E’ facile sentire il fascino della cosca seguendo il machismo patriarcale, segnato dai luoghi comuni dell’uomo forte (“che ha i coglioni”) che trova i cardini della propria esistenza nella prevaricazione d’ogni vivere e nella protezione delle ‘cose nostre’. A tali presupposti - sentendosi segnato da un destino che l’ha fatto figlio di mafioso - Saro Scordia sacrifica tutto, anche l’amore che una ragazza proba com’è Ada riesce a offrirgli. Gli volta le spalle per inseguire una vita da uomo d’onore e sposerà una donna qualsiasi indicatagli dal boss Gaetano Butera, divenuto suo mentore e padrone dopo esser stato l’assassino di suo padre.

Saro s’accompagna per un periodo a Mimmo Butera che non ha però il piglio criminale del genitore. E’ vanesio e insulso e terribilmente pauroso, non sa premere il grilletto e questo nell’onorata società che va ad iniziarli alla malavita, è una pecca insostenibile. Soltanto Saro riuscirà nella ‘carriera’, che è comunque spigolosa azzera l’individuo, lo schiavizza ai voleri della ‘famiglia’, prevede ordini dai padrini, ordini di morte e lezioni comportamentali che ti fanno sentire una nullità. Altro che uomo con le palle e d’onore, non conti e non vali niente perché nulla valuti e discuti, sei un robot dedito all’obbedienza e resti in vita finché il clan vuole lasciarti.
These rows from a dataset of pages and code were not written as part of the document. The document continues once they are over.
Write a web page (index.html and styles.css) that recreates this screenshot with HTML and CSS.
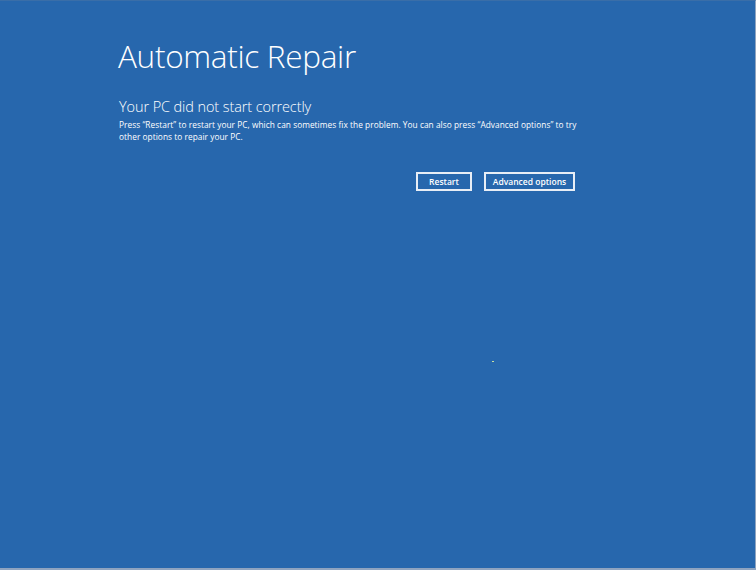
FILE: index.html
```html
<!DOCTYPE html>
<html>
<head>
<meta charset="utf-8">
<link rel="stylesheet" href="styles.css">
</head>
<body>
<div class="screen">
  <div class="content">
    <h1 class="title">Automatic Repair</h1>
    <h2 class="subtitle">Your PC did not start correctly</h2>
    <p class="desc">Press “Restart” to restart your PC, which can sometimes fix the problem. You can also press “Advanced options” to try other options to repair your PC.</p>
    <div class="actions">
      <button class="btn btn-restart">Restart</button>
      <button class="btn btn-adv">Advanced options</button>
    </div>
  </div>
  <span class="dot"></span>
</div>
</body>
</html>
```
FILE: styles.css
```css
html, body {
  margin: 0;
  padding: 0;
  background: #2767ad;
}
.screen {
  position: relative;
  width: 756px;
  height: 570px;
  background: #2767ad;
  box-sizing: border-box;
  border-top: 1px solid #3a6ea8;
  border-right: 1px solid #8fa4c0;
  border-bottom: 2px solid #8fa4c0;
  overflow: hidden;
  font-family: "Open Sans", "Noto Sans", sans-serif;
  color: #ffffff;
}
.content {
  width: 462px;
  padding-left: 118px;
  padding-top: 35px;
}
.title {
  margin: 0;
  font-size: 31.5px;
  font-weight: 300;
  line-height: 40px;
  letter-spacing: -0.3px;
}
.subtitle {
  margin: 21px 0 0 1px;
  font-size: 14.5px;
  font-weight: 300;
  line-height: 20px;
  letter-spacing: -0.1px;
}
.desc {
  margin: 2px 0 0 1px;
  font-size: 8.3px;
  line-height: 12px;
  font-weight: 400;
  letter-spacing: 0.05px;
}
.actions {
  display: flex;
  justify-content: flex-end;
  gap: 12px;
  margin-top: 29px;
  margin-right: 5px;
}
.btn {
  font-family: "Open Sans", "Noto Sans", sans-serif;
  background: transparent;
  color: #ffffff;
  border: 2px solid #e8eef6;
  font-size: 8.5px;
  font-weight: 600;
  height: 19px;
  padding: 0 6px;
  margin: 0;
  line-height: 15px;
}
.btn-restart { width: 56px; }
.btn-adv { width: 91px; }
.dot {
  position: absolute;
  left: 492px;
  top: 360px;
  width: 2px;
  height: 1px;
  background: #c8e0a0;
}
```
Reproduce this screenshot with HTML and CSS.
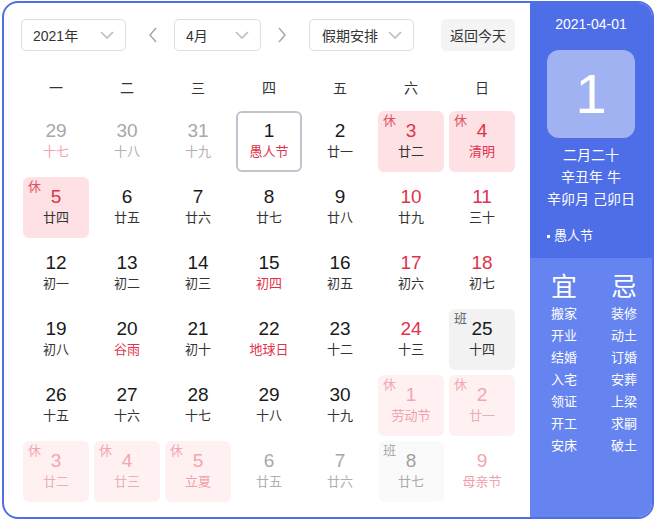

Saro inizialmente lo vede e lo accetta, mentre l’innamoratissima Ada rifiuta che il suo uomo possa emanare quel tanfo di morte perciò s’allontana. Lo ritroverà in una seconda esistenza quando il mafioso cercherà redenzione nella fuga, nella rimozione del passato in un altro pezzo d’Italia, cercando di normalizzarsi con la normalità del lavoro. L’aiuto verrà dal conoscente d’un tempo che Saro aveva pestato perché Ada lasciandolo era corsa fra le braccia di quel giovane gentile e studioso. Diventato ora un giudice che s’occupa di mafiosi come Saro. E questo Saro lo sa perché nello scambio di ‘attenzioni’ quel giudice è nel mirino dei clan che avevano affidato proprio a lui, prima che fuggisse, l’esecuzione. Scordia comprende di non avere alternative, accetta il programma di protezione, prende prima una lavanderia poi un’edicola per vivere normalmente accanto ad Ada.

Sì, nella vita dolce e amaro s’inseguono per chiunque, in ogni ruolo. Difficile è il dosaggio che fa il paio con le scelte, per chi ha la forza, il coraggio, la voglia di farne. Come l’ex picciotto che sa quel che ora rischia. Come il giudice ammazzato egualmente da uno Scordia qualunque che non s’è pentito.